We have so many uses for water that we can’t take this necessity for granted, but with a bustling schedule, we can forget to take care of ourselves. While we can survive for roughly three days without water, the initial signs of dehydration begin with a dry mouth and a light head. A person’s response time and detection of pain decrease along with blood pressure and volume. A person may also suffer from muscle spasms and nausea.
Staying properly hydrated is important, especially in a stressful environment, and there are many more health benefits to remaining hydrated.
Relieves Fatigue and Improves Mood: Next time you are feeling lethargic, instead of a cup of coffee, get a drink of water! Fatigue is one of the first symptoms of dehydration. Studies reveal that even mildly dehydrated individuals have a lower performance rate due to the negative impact on cognitive function created by dehydration. So drink up!
Promotes Healthy Skin: Another superpower of water is that it can improve capillary blood flow and increasing the elasticity of your skin. It also helps replenish skin tissues and treat acne and wrinkles. When hydrated, your skin is moisturized, soft, and glowing.
Aids Digestion and Weight Loss: Studies show that drinking enough water helps boost the metabolism and improves the functioning of the gastrointestinal tract. Drinking a glass of water before a meal helps suppress cravings. It is also a great replacement for high-calorie drinks that can lead to weight gain.
Flushes Out Toxins: Water is also excellent at ridding your body of toxins and waste. By improving kidney function, it also helps prevent kidney stones by filtering out salts and other minerals.
Much like over-watering plants, it is possible to drink too much water. The cells contain electrolytes which allow your muscles and nerves to work properly along with blood flow. The concentration inside and outside the cells remains balanced due to the kidney’s function of flushing out excess water; however, they can only process fluids at a certain rate. When a lot of water is consumed in a short amount of time, the cells then absorb the excess water to even out the concentration, increasing in size. The brain has no room for these plump cells in the skull, resulting in extreme headaches, confusion, seizures, respiratory arrest, and possibly death. Luckily, cases of water intoxication are rare.
While we are told to drink eight cups of water a day, there is no solid evidence to support this. The mount of water necessary to function differs from person to person. Having a water bottle on your person is a great way to remain hydrated throughout the day as scientists suggest drinking to your thirst is the best indicator for required hydration.

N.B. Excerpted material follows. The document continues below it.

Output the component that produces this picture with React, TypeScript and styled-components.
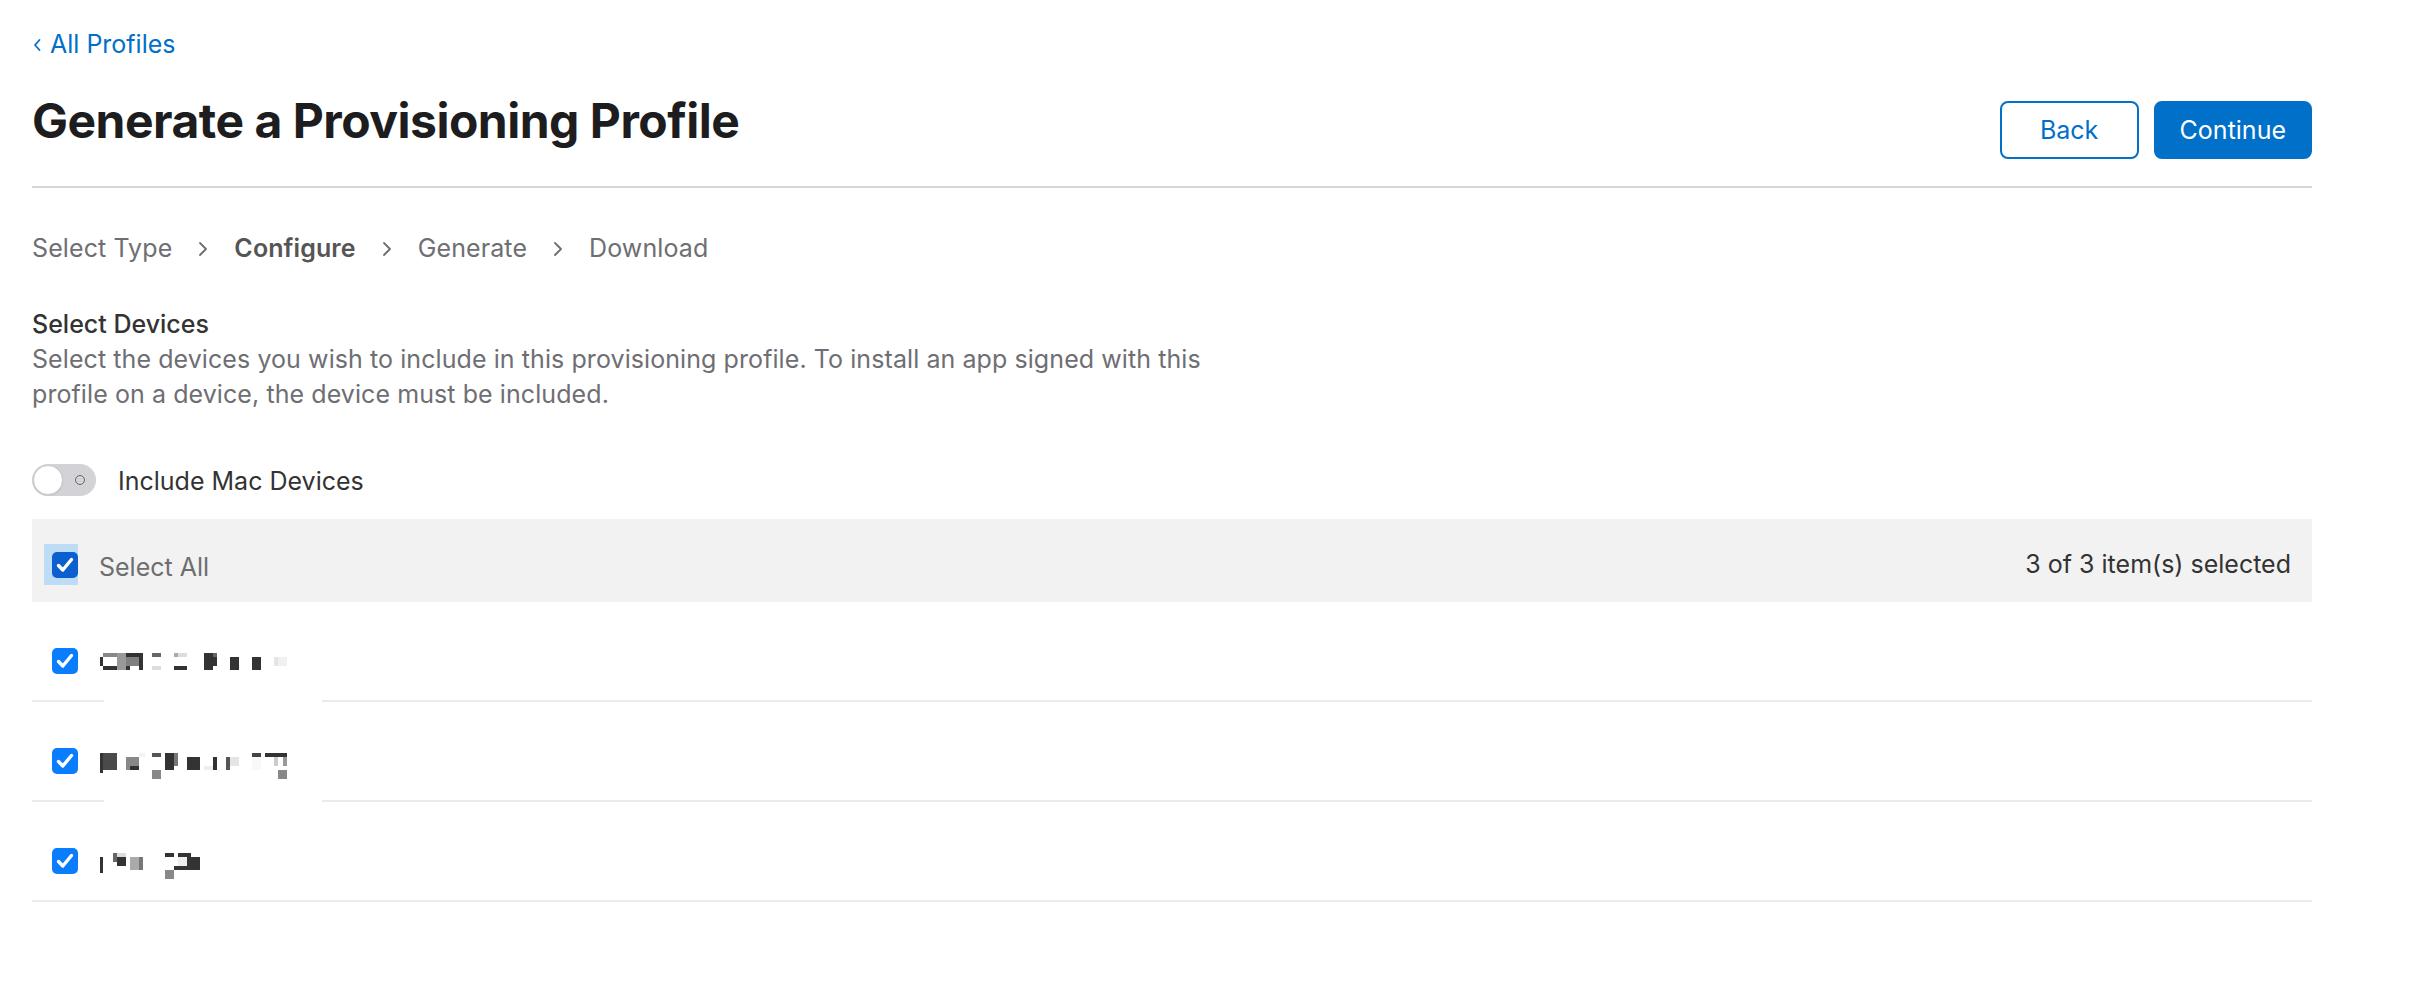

Not everyone has access to clean water like we do. March 22 is World Water Day, a day dedicated by the United Nations to tacking the global water crisis. Today there are 663 million people living without safe drinking water. The theme this year is wastewater, focusing on ways to reduce water use and promoting education on the water cycle. An easy way to participate is to donate to WaterEquity, a foundation cofounded by Matt Damon to provide drinking water all over the world. Another great way to get involved is becoming aware of your water use. Just the small act of turning the facet off while brushing your teeth or skipping the sing-off in the shower goes a long way to reducing wastewater so that everyone can lead a healthy lifestyle.